Ирина Амитон: Борис Александрович, скажите, пожалуйста, отличается ли чем-нибудь оперная режиссура от режиссуры драматической? И, если можно, расскажите, каким образом вы попали в оперу, почему вы стали оперным режиссером, а не драматическим?
Борис Покровский: Это судьба. И это совершенно серьезно. И тут никаких не может быть обсуждений, сомнений. Это так надо было. Мои родители были средние интеллигенты. Отец был учителем. Все влюблены были в Художественный театр и в оперу. Федор Иванович Шаляпин, Соболев, Нежданова - это были кумиры средней интеллигентской семьи. Это граммофон. Я с детства все это слышал, все это полюбил, и, полюбив, уже шел туда, куда меня заставляла судьба. Но есть одно чудо, никто мне не может ответить, почему так произошло. Когда я сейчас прихожу в Большой театр, я всегда вспоминаю, что когда мне было 8-10 лет, я мог ходить в Большой театр бесплатно на галерку, то есть без билета, не было ни одного капельдинера, который меня бы остановил. Говорили: "Скорее, иди-иди, уже начинается, а то опоздаешь!" Почему это было - никто не знает. Но это кому-то было нужно. Поэтому когда я пришел в Большой театр в качестве главного режиссера, я знал Большой театр лучше, чем кто бы то ни было, я его знал с десяти лет. Что же касается разницы между режиссурой оперного и драматического театра, то она связана с разницей драматургии. Что главное в опере? Можно говорить, что музыка или другая всякая чепуха. Ничего подобного! Опера - это есть театр. Так сказал Верди, так сказал Чайковский, так сказал Мусоргский, так сказал Моцарт. И я это повторяю очень смело. Все на меня кричат, но у меня очень хороший заслон, который я вам тут сейчас изложил.

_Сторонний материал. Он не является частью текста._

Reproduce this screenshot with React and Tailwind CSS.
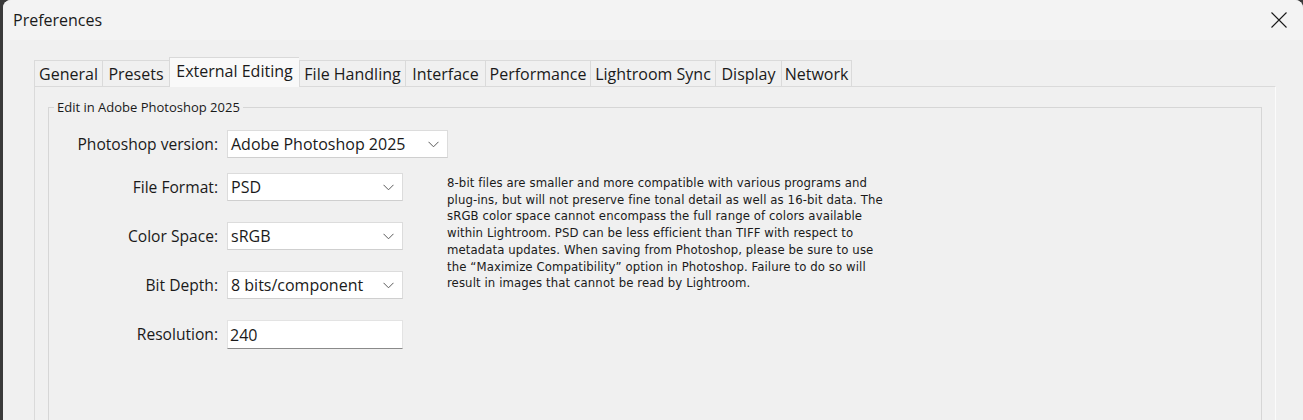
const tabs = [
  { name: "General", w: "w-[68px]" },
  { name: "Presets", w: "w-[67px]" },
  { name: "External Editing", w: "w-[130px]", active: true },
  { name: "File Handling", w: "w-[106px]" },
  { name: "Interface", w: "w-[80px]" },
  { name: "Performance", w: "w-[105px]" },
  { name: "Lightroom Sync", w: "w-[125px]" },
  { name: "Display", w: "w-[66px]" },
  { name: "Network", w: "w-[71px]" },
];

const Chevron = () => (
  <svg width="11" height="7" viewBox="0 0 11 7" className="shrink-0">
    <path d="M0.5 0.8 L5.5 5.8 L10.5 0.8" fill="none" stroke="#5a5a5a" strokeWidth="1" />
  </svg>
);

const Combo = ({ value, w }) => (
  <div
    className={`flex h-[28px] ${w} items-center justify-between border border-[#dcdcdc] border-b-[#cfcfcf] bg-white pl-[3px] pr-[8px] text-[16px] text-[#1a1a1a]`}
  >
    <span>{value}</span>
    <Chevron />
  </div>
);

const Label = ({ children, className = "" }) => (
  <div
    className={`flex h-[28px] items-center justify-end pt-[2px] text-[15.6px] text-[#1a1a1a] ${className}`}
  >
    {children}
  </div>
);

const App = () => {
  return (
    <div
      className="h-[420px] w-[1303px] overflow-hidden bg-[#3a3a3a]"
      style={{ fontFamily: '"Open Sans", "Noto Sans", sans-serif' }}
    >
      <div className="ml-[3px] h-[420px] overflow-hidden rounded-tl-[8px] rounded-tr-[8px] bg-[#f0f0f0]">
        {/* Title bar */}
        <div className="flex h-[40px] items-center justify-between bg-[#f3f3f3] pl-[10px] pr-[16px]">
          <span className="text-[16px] text-[#1a1a1a]">Preferences</span>
          <svg width="16" height="16" viewBox="0 0 16 16">
            <path d="M0.5 0.5 L15.5 15.5 M15.5 0.5 L0.5 15.5" stroke="#1a1a1a" strokeWidth="1.1" fill="none" />
          </svg>
        </div>

        {/* Tabs */}
        <div className="ml-[31px] mr-[27px] mt-[17px]">
          <div className="flex items-end">
            {tabs.map((t) =>
              t.active ? (
                <div
                  key={t.name}
                  className={`${t.w} relative z-10 -mb-px flex h-[30px] items-center justify-center border-l border-t border-[#d9d9d9] bg-[#f9f9f9] pb-[3px] text-[16px] text-[#1a1a1a]`}
                >
                  {t.name}
                </div>
              ) : (
                <div
                  key={t.name}
                  className={`${t.w} flex h-[26px] items-center justify-center border-l border-t border-[#dadada] bg-[#f0f0f0] text-[16px] text-[#1a1a1a] last:border-r`}
                >
                  {t.name}
                </div>
              )
            )}
          </div>

          {/* Tab panel */}
          <div className="h-[400px] border border-[#dadada] border-r-[#fbfbfb] bg-[#f0f0f0] px-[13px] pt-[12px]">
            <fieldset className="h-[380px] border border-[#d6d6d6] px-0 pb-0 pt-0">
              <legend className="ml-[5px] px-[3px] text-[13px] leading-[16px] text-[#1a1a1a]">
                Edit in Adobe Photoshop 2025
              </legend>

              <div className="mt-[15px] grid grid-cols-[169px_175px_auto] gap-x-[9px] gap-y-[21px]">
                <Label className="-mb-[6px]">Photoshop version:</Label>
                <div className="col-span-2 -mb-[6px]">
                  <Combo value="Adobe Photoshop 2025" w="w-[221px]" />
                </div>

                <Label>File Format:</Label>
                <Combo value="PSD" w="w-[176px]" />
                <p
                  className="row-span-4 ml-[36px] mt-[2px] whitespace-nowrap text-[13px] leading-[16.7px] tracking-[0.1px] text-[#1a1a1a]"
                  style={{ fontFamily: '"DejaVu Sans Condensed", "Liberation Sans", sans-serif' }}
                >
                  8-bit files are smaller and more compatible with various programs and
                  <br />
                  plug-ins, but will not preserve fine tonal detail as well as 16-bit data. The
                  <br />
                  sRGB color space cannot encompass the full range of colors available
                  <br />
                  within Lightroom. PSD can be less efficient than TIFF with respect to
                  <br />
                  metadata updates. When saving from Photoshop, please be sure to use
                  <br />
                  the “Maximize Compatibility” option in Photoshop. Failure to do so will
                  <br />
                  result in images that cannot be read by Lightroom.
                </p>

                <Label>Color Space:</Label>
                <Combo value="sRGB" w="w-[176px]" />

                <Label>Bit Depth:</Label>
                <Combo value="8 bits/component" w="w-[176px]" />

                <Label>Resolution:</Label>
                <div className="flex h-[29px] w-[176px] items-center border border-[#e3e3e3] border-b-[#8a8a8a] bg-white pl-[2px] text-[16px] text-[#1a1a1a]">
                  240
                </div>
              </div>
            </fieldset>
          </div>
        </div>
      </div>
    </div>
  );
};

export default App;
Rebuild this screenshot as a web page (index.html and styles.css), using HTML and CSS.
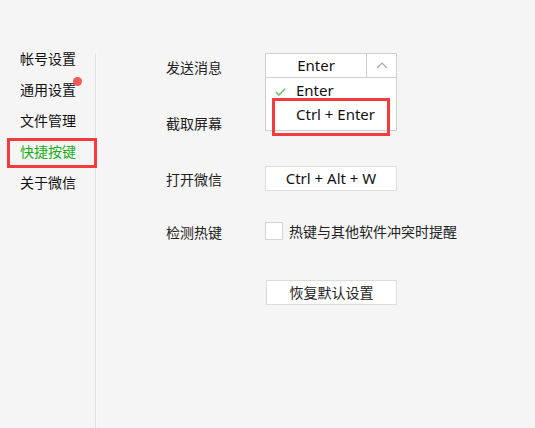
FILE: index.html
```html
<!DOCTYPE html>
<html lang="zh-CN">
<head>
<meta charset="utf-8">
<link rel="stylesheet" href="styles.css">
</head>
<body>
<div class="app">
  <nav class="sidebar">
    <div class="nav-item">帐号设置</div>
    <div class="nav-item has-dot">通用设置</div>
    <div class="nav-item">文件管理</div>
    <div class="nav-item active">快捷按键</div>
    <div class="nav-item">关于微信</div>
  </nav>
  <div class="divider"></div>
  <main class="main">
    <div class="row row-send">
      <span class="label">发送消息</span>
      <div class="select">
        <div class="select-head">
          <span class="select-value">Enter</span>
          <span class="select-arrow">
            <svg width="12" height="7" viewBox="0 0 12 7"><path d="M1 6 L6 1 L11 6" fill="none" stroke="#a8a8a8" stroke-width="1.2"/></svg>
          </span>
        </div>
        <div class="select-list">
          <div class="option checked">
            <svg class="check" width="11" height="8" viewBox="0 0 11 8"><path d="M0.8 4 L4 7 L10.2 0.8" fill="none" stroke="#5cc35c" stroke-width="1.3"/></svg>
            <span>Enter</span>
          </div>
          <div class="option highlighted"><span>Ctrl + Enter</span></div>
        </div>
      </div>
    </div>
    <div class="row row-shot">
      <span class="label">截取屏幕</span>
    </div>
    <div class="row row-open">
      <span class="label">打开微信</span>
      <div class="key-btn">Ctrl + Alt + W</div>
    </div>
    <div class="row row-check">
      <span class="label">检测热键</span>
      <span class="checkbox"></span>
      <span class="check-text">热键与其他软件冲突时提醒</span>
    </div>
    <div class="row row-reset">
      <span class="label"></span>
      <div class="reset-btn">恢复默认设置</div>
    </div>
  </main>
</div>
</body>
</html>
```

FILE: styles.css
```css
html, body {
  margin: 0;
  padding: 0;
  background: #f5f5f5;
  width: 535px;
  height: 428px;
  overflow: hidden;
}
body {
  font-family: "Noto Sans", "Noto Sans CJK SC", sans-serif;
  font-size: 14px;
  color: #1a1a1a;
}
.app {
  display: flex;
  height: 428px;
}
.sidebar {
  width: 95px;
  padding-top: 43px;
  display: flex;
  flex-direction: column;
  font-family: "Noto Sans CJK SC", sans-serif;
}
.nav-item {
  height: 31px;
  line-height: 31px;
  padding-left: 20px;
  position: relative;
  color: #111;
}
.nav-item.has-dot::after {
  content: "";
  position: absolute;
  left: 73px;
  top: 3px;
  width: 9px;
  height: 9px;
  border-radius: 50%;
  background: #f25a5a;
}
.nav-item.active {
  color: #1aad19;
}
.nav-item.active::after {
  content: "";
  position: absolute;
  left: 7px;
  top: 2px;
  width: 84px;
  height: 24px;
  border: 3px solid #f43c3c;
}
.divider {
  width: 1px;
  margin-top: 53px;
  background: #e2e2e2;
  border-right: 1px solid #f9f9f9;
}
.main {
  flex: 1;
  padding-left: 69px;
  padding-top: 53px;
  display: flex;
  flex-direction: column;
}
.row {
  display: flex;
  align-items: center;
  height: 26px;
}
.row-shot { margin-top: 30px; }
.row-open { margin-top: 30px; }
.row-check { margin-top: 27px; }
.row-reset { margin-top: 35px; }
.label {
  width: 99px;
  flex: none;
  font-family: "Noto Sans CJK SC", sans-serif;
  color: #222;
  position: relative;
  top: 1px;
}
.select {
  position: relative;
  width: 132px;
  height: 26px;
  align-self: flex-start;
  font-size: 15px;
}
.select-head {
  box-sizing: border-box;
  height: 25px;
  display: flex;
  background: #fff;
  border: 1px solid #cfcfcf;
}
.select-value {
  flex: 1;
  text-align: center;
  line-height: 23px;
  color: #111;
}
.select-arrow {
  width: 29px;
  border-left: 1px solid #cfcfcf;
  display: flex;
  align-items: center;
  justify-content: center;
}
.select-list {
  position: absolute;
  left: 0;
  top: 25px;
  width: 132px;
  box-sizing: border-box;
  background: #fff;
  border: 1px solid #cfcfcf;
  border-top: none;
  padding-bottom: 3px;
  z-index: 2;
}
.option {
  height: 25px;
  line-height: 25px;
  padding-left: 30px;
  position: relative;
  color: #111;
}
.option.checked {
  height: 24px;
  line-height: 24px;
}
.option .check {
  position: absolute;
  left: 9px;
  top: 10px;
}
.option.highlighted::after {
  content: "";
  position: absolute;
  left: 6px;
  top: -4px;
  width: 112px;
  height: 32px;
  border: 3px solid #f43c3c;
}
.key-btn {
  box-sizing: border-box;
  width: 132px;
  height: 25px;
  line-height: 23px;
  background: #fff;
  border: 1px solid #dcdcdc;
  text-align: center;
  color: #111;
  font-size: 15px;
}
.checkbox {
  box-sizing: border-box;
  width: 18px;
  height: 18px;
  background: #fff;
  border: 1px solid #d4d4d4;
  margin-right: 6px;
}
.check-text {
  font-family: "Noto Sans CJK SC", sans-serif;
  color: #222;
}
.reset-btn {
  box-sizing: border-box;
  width: 131px;
  height: 25px;
  line-height: 23px;
  margin-left: 1px;
  background: #fff;
  border: 1px solid #dcdcdc;
  text-align: center;
  font-family: "Noto Sans CJK SC", sans-serif;
  color: #222;
}
```
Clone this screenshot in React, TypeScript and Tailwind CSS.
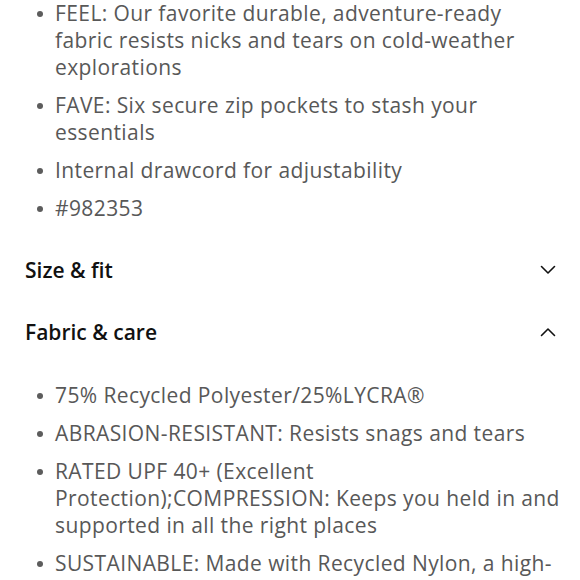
const details = [
  'FEEL: Our favorite durable, adventure-ready fabric resists nicks and tears on cold-weather explorations',
  'FAVE: Six secure zip pockets to stash your essentials',
  'Internal drawcord for adjustability',
  '#982353',
];

const fabric = [
  '75% Recycled Polyester/25%LYCRA®',
  'ABRASION-RESISTANT: Resists snags and tears',
  'RATED UPF 40+ (Excellent Protection);COMPRESSION: Keeps you held in and supported in all the right places',
  'SUSTAINABLE: Made with Recycled Nylon, a high-performance fabric',
];

function Chevron({ up }: { up?: boolean }) {
  return (
    <svg width="16" height="10" viewBox="0 0 16 10" fill="none" className="shrink-0">
      <path
        d={up ? 'M1.5 8.5 L8 2 L14.5 8.5' : 'M1.5 1.5 L8 8 L14.5 1.5'}
        stroke="#111"
        strokeWidth="1.6"
        strokeLinecap="round"
        strokeLinejoin="round"
      />
    </svg>
  );
}

function BulletList({ items }: { items: string[] }) {
  return (
    <ul className="flex flex-col gap-[11px]">
      {items.map((t) => (
        <li key={t} className="flex">
          <span className="w-[30px] shrink-0 flex justify-center pt-[11px]">
            <span className="block w-[6px] h-[6px] rounded-full bg-[#5c5c5c]" />
          </span>
          <span className="flex-1">{t}</span>
        </li>
      ))}
    </ul>
  );
}

export default function App() {
  return (
    <div
      className="w-[580px] h-[580px] overflow-hidden bg-white pl-[25px] pr-[18px] text-[21px] leading-[27px] tracking-[0.4px] text-[#585858]"
      style={{ fontFamily: '"Open Sans", sans-serif' }}
    >
      <BulletList items={details} />

      <div className="mt-[34px] pr-[6px] flex items-center justify-between h-[28px] text-[21px] tracking-normal font-semibold text-[#111]">
        <span>Size &amp; fit</span>
        <Chevron />
      </div>
      <div className="mt-[34px] pr-[6px] flex items-center justify-between h-[28px] text-[21px] tracking-normal font-semibold text-[#111]">
        <span>Fabric &amp; care</span>
        <Chevron up />
      </div>

      <div className="mt-[36px]">
        <BulletList items={fabric} />
      </div>
    </div>
  );
}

Например, Верди требовал от театра Ла Скала, для нового спектакля "Аида", чтобы публика не видела оркестр, потому что оркестр отвлекает на свои действия. Конечно, он не самостоятелен, он обалдел от того, что не он, а Вагнер построил театр, где оркестр убран, где дирижёр не виден, где мы видим только действие на сцене. Так что театр есть театр, но драматургия разная. Есть так называемая музыкальная драматургия. Это наука довольно новая.
Был в Ленинграде такой ученик Асафьева Дмитриев, я с ним был хорошо знаком, мы вместе бывали у Асафьева, а у нас был Акулов, дирижер и профессор ГИТИСа, которые занимались специально этим предметом - музыкальная драматургия. Это надо знать, это надо учить, это надо тренировать, это надо анализировать. Не надо взять просто текст и ставить по тексту. Там написано все внутри, в опере. Например, идут обсуждения сейчас наивных людей, что главное в "Пиковой даме" - как Чайковский написал ее, то есть про любовь, или как Пушкин, то есть про игрока? Когда я был молодой совсем мальчик, Мейерхольд ставил "Пиковую даму". Он ткнул в меня пальцем и сказал: "Скажи, Герман - игрок или любовник?" Я знал, что надо ответить, что игрок, чтобы угодить Мейерхольду, и я сказал, конечно, плачущим голосом, что он игрок, но сам-то я знал, что он любовник. Потому что надо знать музыкальную драматургию. И гениальнейший из режиссеров Мейерхольд и, кстати, музыкальнейший человек, он не знал драматургию, просто тогда ее не было. Поэтому он поставил спектакль замечательно, но неправильно. А в свое время Станиславский говорил, что в первую очередь надо поставить спектакль правильно, а уж будет ли он замечательным или нет, это уже скажет история.
"Я знал, что надо ответить, что игрок, чтобы угодить Мейерхольду, и я сказал, конечно, плачущим голосом, что он игрок, но сам-то я знал, что он любовник"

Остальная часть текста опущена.